António Moedas, o presidente da Assembleia Geral da nova Confraria, também foi "ao altar" fazer vários agradecimentos.

Já António Duque, presidente da Confraria do Leitão da Bairrada, falou mais. Começou por dar as boas-vindas à nova Confraria: “Para o ano a nossa vai comemorar 20 anos. Há 20 anos havia 20 confrarias, hoje existem 200”. Com orgulho em ser uma das mais antigas, deixou alguns conselhos aos novos confrades. A vida não será fácil, disse, ao mesmo tempo que deixou a nota muito séria de que ser confrade é ter responsabilidades, muito trabalho e, até, gastar algum dinheiro em prol da causa que abraçam. “Têm de ser fortes. Temos um lema que vos passamos: unidos somos mais fortes e vamos mais longe”.
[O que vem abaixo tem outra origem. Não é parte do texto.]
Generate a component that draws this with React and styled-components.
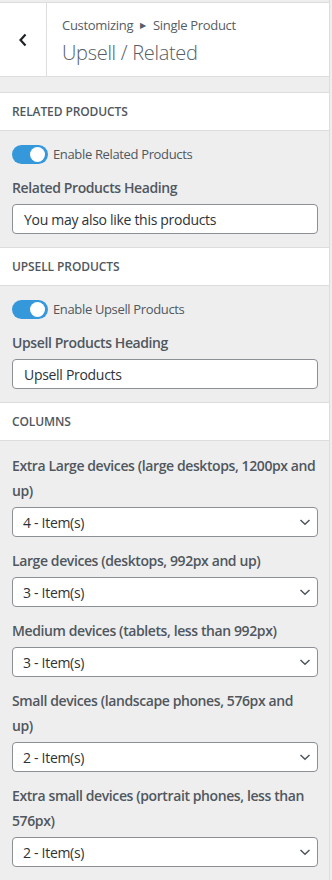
import React from "react";
import styled, { createGlobalStyle } from "styled-components";

const GlobalStyle = createGlobalStyle`
  body {
    margin: 0;
    background: #eee;
    font-family: "Open Sans", "Noto Sans", sans-serif;
  }
`;

const Panel = styled.div`
  width: 330px;
  min-height: 880px;
  background: #eee;
  border-right: 1px solid #ddd;
  box-sizing: border-box;
  padding-top: 2px;
  color: #50575e;
`;

const Header = styled.div`
  display: flex;
  height: 73px;
  background: #fff;
  border-top: 1px solid #ddd;
  border-bottom: 1px solid #ddd;
`;

const BackButton = styled.button`
  width: 47px;
  border: none;
  border-right: 1px solid #ddd;
  background: #fff;
  display: flex;
  align-items: center;
  justify-content: center;
  padding: 0;
  color: #23282d;
`;

const HeaderText = styled.div`
  display: flex;
  flex-direction: column;
  justify-content: center;
  padding-left: 15px;
  padding-top: 4px;
`;

const Crumb = styled.div`
  font-size: 13px;
  line-height: 20px;
  color: #555d66;
  display: flex;
  align-items: center;
  gap: 7px;
  letter-spacing: -0.3px;
`;

const Arrow = styled.span`
  font-size: 8px;
  color: #555d66;
`;

const Title = styled.div`
  font-size: 20px;
  font-weight: 300;
  line-height: 30px;
  color: #555d66;
  margin-top: 3px;
  letter-spacing: -0.3px;
`;

const Spacer = styled.div`
  height: 15px;
`;

const SectionHead = styled.div`
  background: #fff;
  border-top: 1px solid #ddd;
  border-bottom: 1px solid #ddd;
  height: 37px;
  display: flex;
  align-items: center;
  padding-left: 12px;
  font-size: 12px;
  font-weight: 600;
  text-transform: uppercase;
  color: #50575e;
  letter-spacing: -0.1px;
`;

const SectionBody = styled.div`
  padding: ${(p) => p.$pad || "13px 12px 13px"};
  display: flex;
  flex-direction: column;
`;

const ToggleRow = styled.label`
  display: flex;
  align-items: center;
  gap: 5px;
  font-size: 13px;
  color: #50575e;
  height: 20px;
  letter-spacing: -0.35px;
`;

const Switch = styled.span`
  width: 36px;
  height: 19px;
  border-radius: 10px;
  background: #3498db;
  position: relative;
  flex: none;

  &::after {
    content: "";
    position: absolute;
    right: 3px;
    top: 2px;
    width: 15px;
    height: 15px;
    border-radius: 50%;
    background: #fff;
  }
`;

const FieldLabel = styled.div`
  font-size: 14px;
  font-weight: 600;
  line-height: 25px;
  color: #50575e;
  letter-spacing: -0.4px;
  margin-top: ${(p) => p.$top || 0}px;
  margin-bottom: 4px;
`;

const Input = styled.input`
  height: 30px;
  box-sizing: border-box;
  border: 1px solid #8c8f94;
  border-radius: 4px;
  padding: 0 11px;
  font-family: inherit;
  font-size: 14px;
  letter-spacing: -0.3px;
  color: #2c3338;
  background: #fff;
  width: 306px;
  outline: none;
`;

const SelectBox = styled.div`
  height: 30px;
  width: 306px;
  box-sizing: border-box;
  border: 1px solid #8c8f94;
  border-radius: 4px;
  background: #fff;
  display: flex;
  align-items: center;
  justify-content: space-between;
  padding: 0 5px 0 10px;
  font-size: 14px;
  letter-spacing: -0.3px;
  color: #2c3338;
  margin-bottom: 11px;
`;

const Chevron = () => (
  <svg width="14" height="14" viewBox="0 0 14 14" fill="none">
    <path d="M2.5 5 L7 9.3 L11.5 5" stroke="#50575e" strokeWidth="1.5" />
  </svg>
);

const Back = () => (
  <svg width="12" height="16" viewBox="0 0 12 16" fill="none">
    <path d="M8.5 2.5 L3.5 8 L8.5 13.5" stroke="#1d2327" strokeWidth="2.2" />
  </svg>
);

const columns = [
  ["Extra Large devices (large desktops, 1200px and up)", "4 - Item(s)"],
  ["Large devices (desktops, 992px and up)", "3 - Item(s)"],
  ["Medium devices (tablets, less than 992px)", "3 - Item(s)"],
  ["Small devices (landscape phones, 576px and up)", "2 - Item(s)"],
  ["Extra small devices (portrait phones, less than 576px)", "2 - Item(s)"],
];

const App = () => {
  return (
    <Panel>
      <GlobalStyle />
      <Header>
        <BackButton>
          <Back />
        </BackButton>
        <HeaderText>
          <Crumb>
            Customizing <Arrow>▶</Arrow> Single Product
          </Crumb>
          <Title>Upsell / Related</Title>
        </HeaderText>
      </Header>
      <Spacer />

      <SectionHead>Related Products</SectionHead>
      <SectionBody>
        <ToggleRow>
          <Switch />
          Enable Related Products
        </ToggleRow>
        <FieldLabel $top={11}>Related Products Heading</FieldLabel>
        <Input defaultValue="You may also like this products" />
      </SectionBody>

      <SectionHead>Upsell Products</SectionHead>
      <SectionBody>
        <ToggleRow>
          <Switch />
          Enable Upsell Products
        </ToggleRow>
        <FieldLabel $top={11}>Upsell Products Heading</FieldLabel>
        <Input defaultValue="Upsell Products" />
      </SectionBody>

      <SectionHead>Columns</SectionHead>
      <SectionBody $pad="12px 12px 0">
        {columns.map(([label, value]) => (
          <React.Fragment key={label}>
            <FieldLabel>{label}</FieldLabel>
            <SelectBox>
              {value}
              <Chevron />
            </SelectBox>
          </React.Fragment>
        ))}
      </SectionBody>
    </Panel>
  );
};

export default App;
E depois António Duque virou-se para o presidente da Câmara e lançou o desafio de forma direta. Criar uma segunda confraria, em torno da Palha de Abrantes.

Depois da missa, novamente em cortejo, voltou-se à cave da Junta do Pego, onde iria acontecer o almoço da cerimónia, à moda do Pego e em jeito de convívio, como manda a tradição.

Antes o Rancho Folclórico da Casa do Povo do Pego mostrou a “sua” tradição, com explicações das modas apresentadas.

Depois, bom, depois foi sentar nas mesas e provar as entradas. O bucho cozido, na forma mais tradicional de comer o bucho e as tripas do Pego. E também os rissóis e as pataniscas de bucho.

Depois de uma canja do cozido, um arroz de bucho, quente e malandrinho, como dizem que deve ser comido e uma “grãozada” de bucho.

E para fechar o repasto, porque no Pego, do porco come-se tudo, um cozido à moda do Pego.

Para fechar, o arroz-doce, em travessas, como manda a tradição e não faltaram a Palha de Abrantes e as Tigeladas.

E depois, bom, os convidados foram à vida deles e os confrades, apesar da chuva, ficaram a preparar a sala para, ao final da tarde, abrirem as portas dos petiscos.